You can go your own way
Go your own way
--Go Your Own Way, Fleetwood Mac
Bush asked critics of Iraq's political progress
to consider the enormity of the task
--AP wire report, "Bush Defends Pace of Progress in Iraq,"
as reported by FOX news
- FOX news and Ranger are rarely on the same page. How could the above statement have gotten past the vigilant FOX editors?
- Enormity means "1. the quality of passing all moral bounds; excessive wickedness or outrageousness. 2. A monstrous offense or evil; an outrage. An indecency" (freeonlinedictionary.) Surely they meant to impart a sense of the "largeness" of the undertaking, its "enormousness." But who knows? God works in mysterious ways.
- To today's topic: how, why and when did the U.S. military get into the civilian justice business?
- "The lawyer for a civilian contractor charged with assault said ... that he planned to challenge the American military's jurisdiction over the case.
- "The military has accused Alaa Mohammad Ali, an interpreter who holds Canadian and Iraqi citizenship, of stabbing a fellow interpreter with a knife.
- "It is the first time that the military has used the expanded legal authority it was given by Congress in 2006 to charge contractors who accompany the armed forces into the field. Experts say the case may emerge as an important test of the military's authority to try civilians (Stabbing in Iraq Tests Military's Authority Over Contractors.)"

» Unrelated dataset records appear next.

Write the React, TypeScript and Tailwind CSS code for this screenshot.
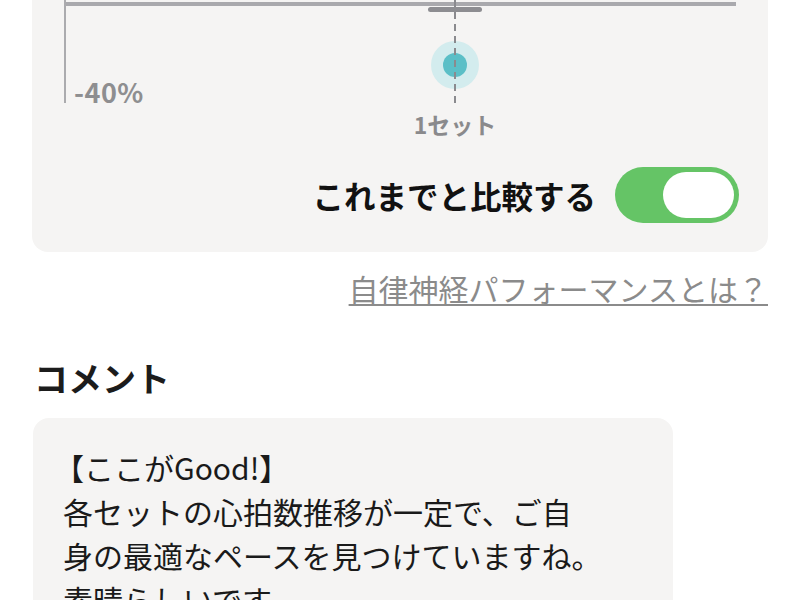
const jp = { fontFamily: '"Noto Sans CJK JP", "Noto Sans", sans-serif' };

function Chart() {
  return (
    <svg width="736" height="180" viewBox="0 0 736 180" className="block">
      <line x1="33" y1="44" x2="704" y2="44" stroke="#a9a9ad" strokeWidth="4" />
      <line x1="33" y1="0" x2="33" y2="143" stroke="#ababae" strokeWidth="2" />
      <rect x="396" y="47" width="54" height="5" rx="2.5" fill="#8d8d91" />
      <circle cx="423" cy="105" r="24" fill="#d3ecee" />
      <circle cx="423" cy="105" r="12" fill="#5bbfc7" />
      <line x1="423" y1="40" x2="423" y2="145" stroke="#8a8a8e" strokeWidth="2" strokeDasharray="7 5" />
      <text x="42" y="143" fill="#8e8e90" fontSize="27" fontWeight="700" letterSpacing="0.5" style={jp}>
        -40%
      </text>
      <text x="423" y="174" fill="#8a8a8c" fontSize="23" fontWeight="700" textAnchor="middle" style={jp}>
        1セット
      </text>
    </svg>
  );
}

function Toggle() {
  return (
    <div className="w-[124px] h-[56px] rounded-full bg-[#65c466] p-[5px] flex justify-end">
      <div className="w-[71px] h-[46px] rounded-full bg-white" />
    </div>
  );
}

export default function App() {
  return (
    <div className="w-[800px] h-[600px] overflow-hidden bg-white px-[32px]" style={jp}>
      <div className="-mt-[40px] w-[736px] rounded-[16px] bg-[#f5f4f3] pb-[29px]">
        <Chart />
        <div className="mt-[27px] flex items-center justify-end gap-[19px] pr-[29px]">
          <span className="text-[31.5px] leading-[40px] font-bold text-[#111111]">これまでと比較する</span>
          <Toggle />
        </div>
      </div>

      <div className="mt-[16px] flex justify-end">
        <a className="text-[30px] leading-[40px] text-[#8b8b8b] underline decoration-[2px] underline-offset-[3px]">
          自律神経パフォーマンスとは？
        </a>
      </div>

      <h2 className="mt-[48px] ml-[2px] text-[34px] leading-[44px] font-bold text-[#1c1c1c]">コメント</h2>

      <div className="mt-[18px] ml-[1px] w-[640px] h-[220px] rounded-[16px] bg-[#f5f4f3] pl-[30px] pt-[27px] text-[30px] leading-[44px] text-[#1a1a1a]">
        <p className="-ml-[9px]">【ここがGood!】</p>
        <p>各セットの心拍数推移が一定で、ご自</p>
        <p>身の最適なペースを見つけていますね。</p>
        <p>素晴らしいです。</p>
      </div>
    </div>
  );
}
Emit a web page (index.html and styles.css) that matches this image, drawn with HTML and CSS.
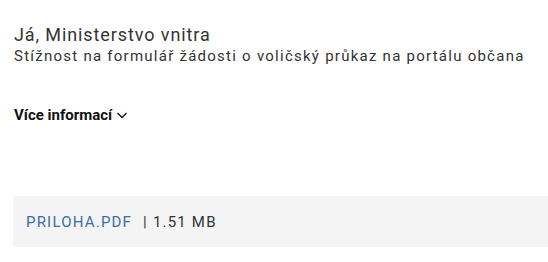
FILE: index.html
```html
<!DOCTYPE html>
<html lang="cs">
<head>
<meta charset="utf-8">
<link rel="stylesheet" href="styles.css">
</head>
<body>
<div class="page">
  <div class="head">
    <div class="title">Já, Ministerstvo vnitra</div>
    <div class="subtitle">Stížnost na formulář žádosti o voličský průkaz na portálu občana</div>
  </div>
  <button class="more">Více informací
    <svg width="12" height="12" viewBox="0 0 12 12"><path d="M1.5 4 L6 8.5 L10.5 4" fill="none" stroke="#111" stroke-width="1.4"/></svg>
  </button>
  <div class="attach">
    <a class="file" href="#">PRILOHA.PDF</a>
    <span class="size">| 1.51 MB</span>
  </div>
</div>
</body>
</html>
```

FILE: styles.css
```css
html, body { margin: 0; padding: 0; background: #fff; }
body { font-family: Roboto, "Liberation Sans", sans-serif; }
.page { padding: 23px 0 0 13px; }
.head { padding-left: 1px; }
.title { font-size: 18px; line-height: 23px; color: #333; letter-spacing: 0.9px; }
.subtitle { font-size: 15px; line-height: 20px; color: #333; letter-spacing: 1.25px; }
.more {
  display: flex; align-items: center; gap: 4px;
  margin-top: 40px; padding: 0 0 0 1px;
  background: none; border: 0;
  font-family: Roboto, "Liberation Sans", sans-serif;
  font-weight: 700; font-size: 15px; color: #111;
}
.attach {
  margin-top: 72px; height: 51px;
  background: #f4f4f4;
  display: flex; align-items: center;
  padding-left: 13px;
  font-size: 15px; letter-spacing: 1.2px;
}
.file { color: #3a6ea5; text-decoration: none; }
.size { color: #333; margin-left: 11px; letter-spacing: 1.2px; }
```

If a guy shivs a guy in Iraq, that should be an Iraqi jurisdictional issue, unless the person wielding the knife is a U.S. military member. In that case, the Uniform Code of Military Justice may apply, unless the Iraqi government declares an intention to try the alleged perpetrator.
Iraq is a sovereign nation -- or so we are told -- and to date Ranger is unaware of any Status of Forces Agreements addressing the issue.
"Capt. Clay Compton, a military lawyer assigned to defend Ali, said the decision to charge Ali was not what Congress intended when it sought to crack down on serious abuses by security contractors. He described the case as stemming from nothing more than an altercation among interpreters.
"They want to test out a new American law on somebody who is not even an American," he said."
"Compton argued that there were other jurisdictions where the case might be heard, like Canada or Iraq, where Ali holds citizenship, and that there was no reason for a military trial."
Ranger disagrees with the last statement. The crime was committed in Iraq and was versus an Iraqi citizen by another Iraqi citizen. Why would the U.S. or Canada claim jurisdiction? There is no legal basis for such a change of venue.
This case is another tempest in a teapot aimed to take our eyes off the ball. Thousands of U.S. citizens are killed in senseless combat and untold Iraqis die weekly. . . and the U.S. focuses on a crummy knife fight?
The only crime that Ranger sees is that of bringing a knife to what could have been a good gun fight.